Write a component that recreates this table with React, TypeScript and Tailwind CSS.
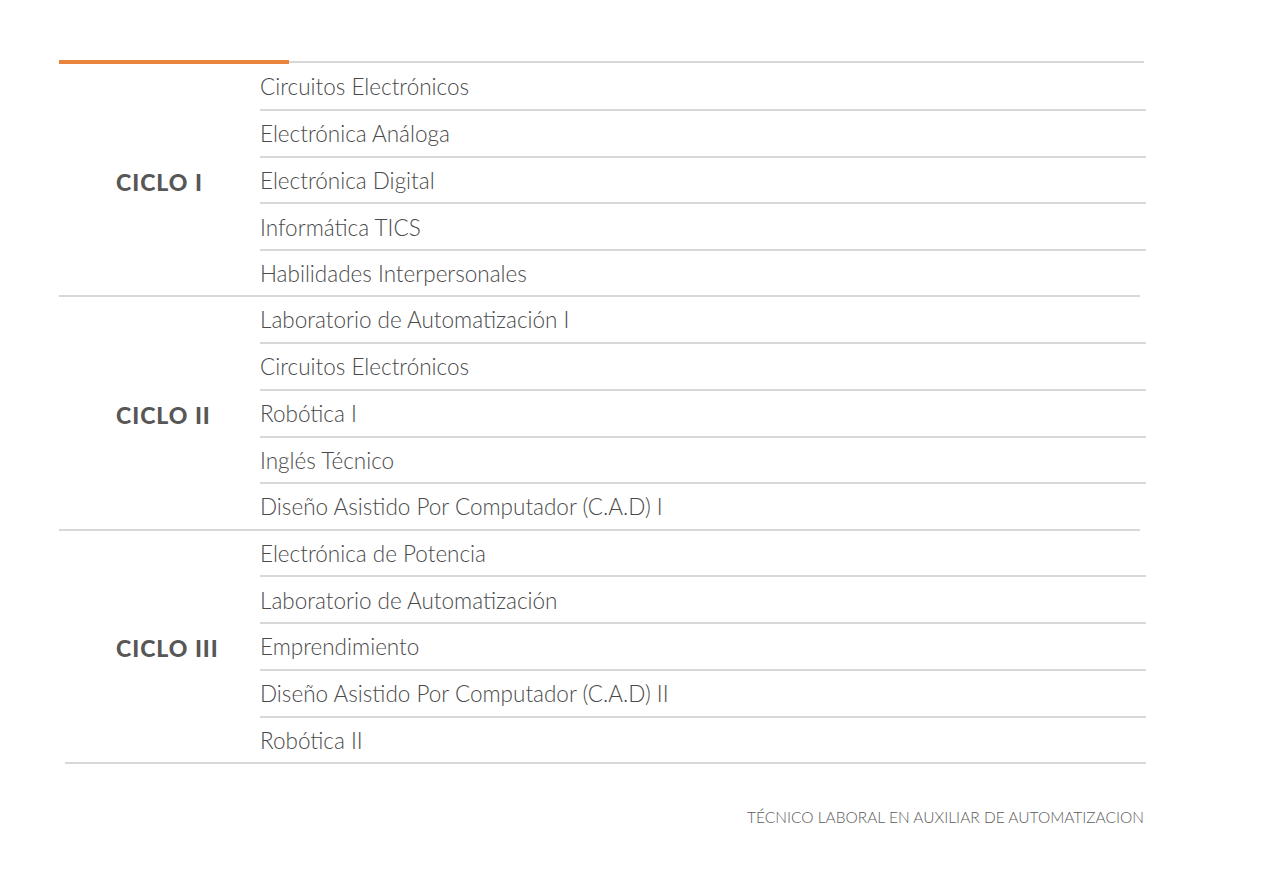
const ciclos = [
  {
    label: 'CICLO I',
    materias: [
      'Circuitos Electrónicos',
      'Electrónica Análoga',
      'Electrónica Digital',
      'Informática TICS',
      'Habilidades Interpersonales',
    ],
  },
  {
    label: 'CICLO II',
    materias: [
      'Laboratorio de Automatización I',
      'Circuitos Electrónicos',
      'Robótica I',
      'Inglés Técnico',
      'Diseño Asistido Por Computador (C.A.D) I',
    ],
  },
  {
    label: 'CICLO III',
    materias: [
      'Electrónica de Potencia',
      'Laboratorio de Automatización',
      'Emprendimiento',
      'Diseño Asistido Por Computador (C.A.D) II',
      'Robótica II',
    ],
  },
];

export default function App() {
  return (
    <div className="min-h-[887px] w-full bg-white font-['Lato',sans-serif]">
      <div className="ml-[59px] w-[1087px] pt-[60px]">
        {/* top rule */}
        <div className="flex items-center">
          <div className="h-[4px] w-[230px] bg-[#e8843c]" />
          <div className="mr-[2px] h-[2px] flex-1 bg-[#d8d8d8]" />
        </div>

        {ciclos.map((ciclo, i) => (
          <div key={i}>
            <div className="flex">
              <div className="flex w-[201px] items-center pl-[57px] pt-[5px]">
                <span className="text-[23px] font-black tracking-[1px] text-[#575757]">
                  {ciclo.label}
                </span>
              </div>
              <div className="flex-1">
                {ciclo.materias.map((m, j) => (
                  <div
                    key={j}
                    className={`flex items-center pt-[2px] ${
                      j < ciclo.materias.length - 1
                        ? 'h-[46.8px] border-b-2 border-[#d8d8d8]'
                        : 'h-[44.1px]'
                    }`}
                  >
                    <span className="text-[22.5px] font-light leading-none text-[#4a4a4a]">{m}</span>
                  </div>
                ))}
              </div>
            </div>
            {i < ciclos.length - 1 ? (
              <div className="mr-[6px] h-[2px] bg-[#d8d8d8]" />
            ) : (
              <div className="ml-[6px] h-[2px] bg-[#d8d8d8]" />
            )}
          </div>
        ))}

        <div className="mr-[2px] mt-[42px] text-right text-[15.5px] font-light text-[#5a5a5a]">
          TÉCNICO LABORAL EN AUXILIAR DE AUTOMATIZACION
        </div>
      </div>
    </div>
  );
}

------------------------------------------------------------

◆ What to do
Repeat the listing in full and exactly. Do not include any images.

◆ Right answer
Write a component that recreates this table with React, TypeScript and Tailwind CSS.
const ciclos = [
  {
    label: 'CICLO I',
    materias: [
      'Circuitos Electrónicos',
      'Electrónica Análoga',
      'Electrónica Digital',
      'Informática TICS',
      'Habilidades Interpersonales',
    ],
  },
  {
    label: 'CICLO II',
    materias: [
      'Laboratorio de Automatización I',
      'Circuitos Electrónicos',
      'Robótica I',
      'Inglés Técnico',
      'Diseño Asistido Por Computador (C.A.D) I',
    ],
  },
  {
    label: 'CICLO III',
    materias: [
      'Electrónica de Potencia',
      'Laboratorio de Automatización',
      'Emprendimiento',
      'Diseño Asistido Por Computador (C.A.D) II',
      'Robótica II',
    ],
  },
];

export default function App() {
  return (
    <div className="min-h-[887px] w-full bg-white font-['Lato',sans-serif]">
      <div className="ml-[59px] w-[1087px] pt-[60px]">
        {/* top rule */}
        <div className="flex items-center">
          <div className="h-[4px] w-[230px] bg-[#e8843c]" />
          <div className="mr-[2px] h-[2px] flex-1 bg-[#d8d8d8]" />
        </div>

        {ciclos.map((ciclo, i) => (
          <div key={i}>
            <div className="flex">
              <div className="flex w-[201px] items-center pl-[57px] pt-[5px]">
                <span className="text-[23px] font-black tracking-[1px] text-[#575757]">
                  {ciclo.label}
                </span>
              </div>
              <div className="flex-1">
                {ciclo.materias.map((m, j) => (
                  <div
                    key={j}
                    className={`flex items-center pt-[2px] ${
                      j < ciclo.materias.length - 1
                        ? 'h-[46.8px] border-b-2 border-[#d8d8d8]'
                        : 'h-[44.1px]'
                    }`}
                  >
                    <span className="text-[22.5px] font-light leading-none text-[#4a4a4a]">{m}</span>
                  </div>
                ))}
              </div>
            </div>
            {i < ciclos.length - 1 ? (
              <div className="mr-[6px] h-[2px] bg-[#d8d8d8]" />
            ) : (
              <div className="ml-[6px] h-[2px] bg-[#d8d8d8]" />
            )}
          </div>
        ))}

        <div className="mr-[2px] mt-[42px] text-right text-[15.5px] font-light text-[#5a5a5a]">
          TÉCNICO LABORAL EN AUXILIAR DE AUTOMATIZACION
        </div>
      </div>
    </div>
  );
}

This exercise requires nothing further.